Output nothing but the lines from the one with "Give me the React, TypeScript" through the one with "string; children?: Node[]", including both. Leave the pictures out of the copy.

**DATA LINES:**
:::::

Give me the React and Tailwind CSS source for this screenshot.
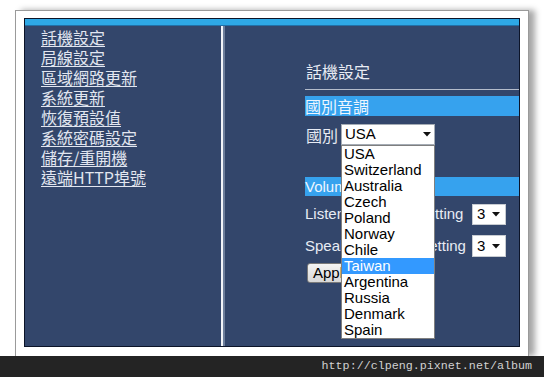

:::::

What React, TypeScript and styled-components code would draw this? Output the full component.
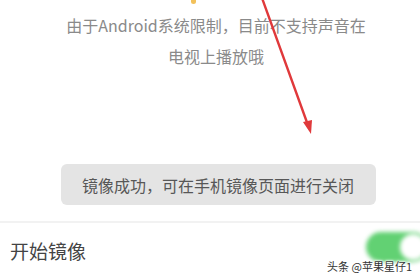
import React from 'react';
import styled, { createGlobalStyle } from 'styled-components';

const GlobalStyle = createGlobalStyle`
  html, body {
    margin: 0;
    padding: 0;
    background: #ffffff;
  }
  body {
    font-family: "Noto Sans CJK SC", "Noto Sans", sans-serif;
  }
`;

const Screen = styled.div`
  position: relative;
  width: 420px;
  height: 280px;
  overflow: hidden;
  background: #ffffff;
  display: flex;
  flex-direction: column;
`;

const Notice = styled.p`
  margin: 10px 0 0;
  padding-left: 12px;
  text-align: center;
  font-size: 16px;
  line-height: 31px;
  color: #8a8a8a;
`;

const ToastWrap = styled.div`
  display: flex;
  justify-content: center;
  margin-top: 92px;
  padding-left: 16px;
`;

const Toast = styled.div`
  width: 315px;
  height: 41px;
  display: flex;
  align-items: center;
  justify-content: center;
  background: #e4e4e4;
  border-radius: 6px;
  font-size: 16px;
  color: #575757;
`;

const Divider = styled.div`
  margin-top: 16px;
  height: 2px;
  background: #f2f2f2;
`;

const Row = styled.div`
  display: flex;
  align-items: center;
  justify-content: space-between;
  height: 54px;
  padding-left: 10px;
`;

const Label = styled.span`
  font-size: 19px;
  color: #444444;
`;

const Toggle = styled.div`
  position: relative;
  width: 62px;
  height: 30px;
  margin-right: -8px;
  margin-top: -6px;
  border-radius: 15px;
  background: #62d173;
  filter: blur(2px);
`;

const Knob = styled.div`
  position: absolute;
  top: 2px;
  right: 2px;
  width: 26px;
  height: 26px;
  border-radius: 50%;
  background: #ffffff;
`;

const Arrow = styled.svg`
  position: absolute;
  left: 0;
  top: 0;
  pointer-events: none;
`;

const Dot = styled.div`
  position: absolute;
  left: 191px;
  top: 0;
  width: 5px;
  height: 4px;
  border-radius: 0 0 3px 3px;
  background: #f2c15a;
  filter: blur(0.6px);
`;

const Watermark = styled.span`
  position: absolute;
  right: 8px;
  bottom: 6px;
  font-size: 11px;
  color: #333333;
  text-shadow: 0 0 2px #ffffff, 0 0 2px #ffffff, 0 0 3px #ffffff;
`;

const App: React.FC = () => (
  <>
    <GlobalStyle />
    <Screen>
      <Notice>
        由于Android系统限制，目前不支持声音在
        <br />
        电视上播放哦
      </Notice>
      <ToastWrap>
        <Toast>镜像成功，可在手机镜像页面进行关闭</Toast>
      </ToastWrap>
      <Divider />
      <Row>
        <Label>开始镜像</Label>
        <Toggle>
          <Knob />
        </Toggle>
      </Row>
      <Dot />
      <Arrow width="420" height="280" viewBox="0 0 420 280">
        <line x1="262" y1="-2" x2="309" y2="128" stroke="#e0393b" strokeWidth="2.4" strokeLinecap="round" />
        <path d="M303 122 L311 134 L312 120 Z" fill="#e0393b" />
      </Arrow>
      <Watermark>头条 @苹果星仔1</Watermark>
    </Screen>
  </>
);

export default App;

:::::

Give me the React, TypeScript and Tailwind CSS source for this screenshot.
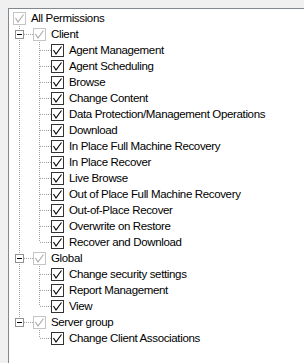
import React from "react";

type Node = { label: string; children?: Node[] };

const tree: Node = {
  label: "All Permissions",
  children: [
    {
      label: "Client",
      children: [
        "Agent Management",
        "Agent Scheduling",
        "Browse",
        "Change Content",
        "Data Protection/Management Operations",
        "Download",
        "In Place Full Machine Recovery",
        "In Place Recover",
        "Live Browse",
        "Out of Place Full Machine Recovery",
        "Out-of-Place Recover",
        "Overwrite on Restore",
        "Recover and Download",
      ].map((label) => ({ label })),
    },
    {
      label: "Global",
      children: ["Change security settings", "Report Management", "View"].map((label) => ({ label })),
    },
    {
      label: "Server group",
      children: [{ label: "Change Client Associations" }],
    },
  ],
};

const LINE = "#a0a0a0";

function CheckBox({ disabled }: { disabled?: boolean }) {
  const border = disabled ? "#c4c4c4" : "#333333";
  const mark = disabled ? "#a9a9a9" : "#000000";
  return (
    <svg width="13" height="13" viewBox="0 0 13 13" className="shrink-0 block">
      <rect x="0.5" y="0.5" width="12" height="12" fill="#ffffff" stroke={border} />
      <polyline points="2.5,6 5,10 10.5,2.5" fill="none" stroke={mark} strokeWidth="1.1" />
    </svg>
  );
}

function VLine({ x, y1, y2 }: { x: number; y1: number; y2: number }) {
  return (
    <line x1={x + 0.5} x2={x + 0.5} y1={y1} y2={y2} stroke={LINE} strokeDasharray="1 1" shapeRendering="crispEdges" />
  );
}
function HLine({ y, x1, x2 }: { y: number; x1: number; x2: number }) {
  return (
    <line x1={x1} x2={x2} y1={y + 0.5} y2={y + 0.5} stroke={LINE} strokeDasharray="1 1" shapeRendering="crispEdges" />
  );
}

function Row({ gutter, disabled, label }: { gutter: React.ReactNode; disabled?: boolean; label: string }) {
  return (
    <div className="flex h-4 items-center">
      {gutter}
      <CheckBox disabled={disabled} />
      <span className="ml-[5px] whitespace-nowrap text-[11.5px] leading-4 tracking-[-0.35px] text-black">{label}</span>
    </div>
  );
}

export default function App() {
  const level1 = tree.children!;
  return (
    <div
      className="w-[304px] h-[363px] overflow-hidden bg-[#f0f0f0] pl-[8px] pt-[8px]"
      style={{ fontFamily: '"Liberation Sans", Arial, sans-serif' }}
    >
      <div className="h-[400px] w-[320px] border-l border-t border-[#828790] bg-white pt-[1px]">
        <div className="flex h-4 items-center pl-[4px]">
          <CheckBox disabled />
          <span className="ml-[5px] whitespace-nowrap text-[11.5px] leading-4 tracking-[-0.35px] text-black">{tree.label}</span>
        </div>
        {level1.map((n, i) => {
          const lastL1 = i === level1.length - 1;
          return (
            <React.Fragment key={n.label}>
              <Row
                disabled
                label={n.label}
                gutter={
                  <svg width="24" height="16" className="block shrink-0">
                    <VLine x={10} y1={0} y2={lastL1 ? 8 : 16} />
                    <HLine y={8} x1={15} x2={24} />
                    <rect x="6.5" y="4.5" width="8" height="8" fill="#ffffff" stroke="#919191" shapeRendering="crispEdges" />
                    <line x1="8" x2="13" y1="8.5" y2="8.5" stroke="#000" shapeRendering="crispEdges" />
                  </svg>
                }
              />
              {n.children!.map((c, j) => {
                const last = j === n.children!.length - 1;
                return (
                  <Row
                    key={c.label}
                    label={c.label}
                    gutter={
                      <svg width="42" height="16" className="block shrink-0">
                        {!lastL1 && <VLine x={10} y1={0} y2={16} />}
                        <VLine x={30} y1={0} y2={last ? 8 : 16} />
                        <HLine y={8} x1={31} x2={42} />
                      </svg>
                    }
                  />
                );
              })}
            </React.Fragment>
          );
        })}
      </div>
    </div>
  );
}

:::::

**CORRECT RESULT:**
Give me the React, TypeScript and Tailwind CSS source for this screenshot.
import React from "react";

type Node = { label: string; children?: Node[] };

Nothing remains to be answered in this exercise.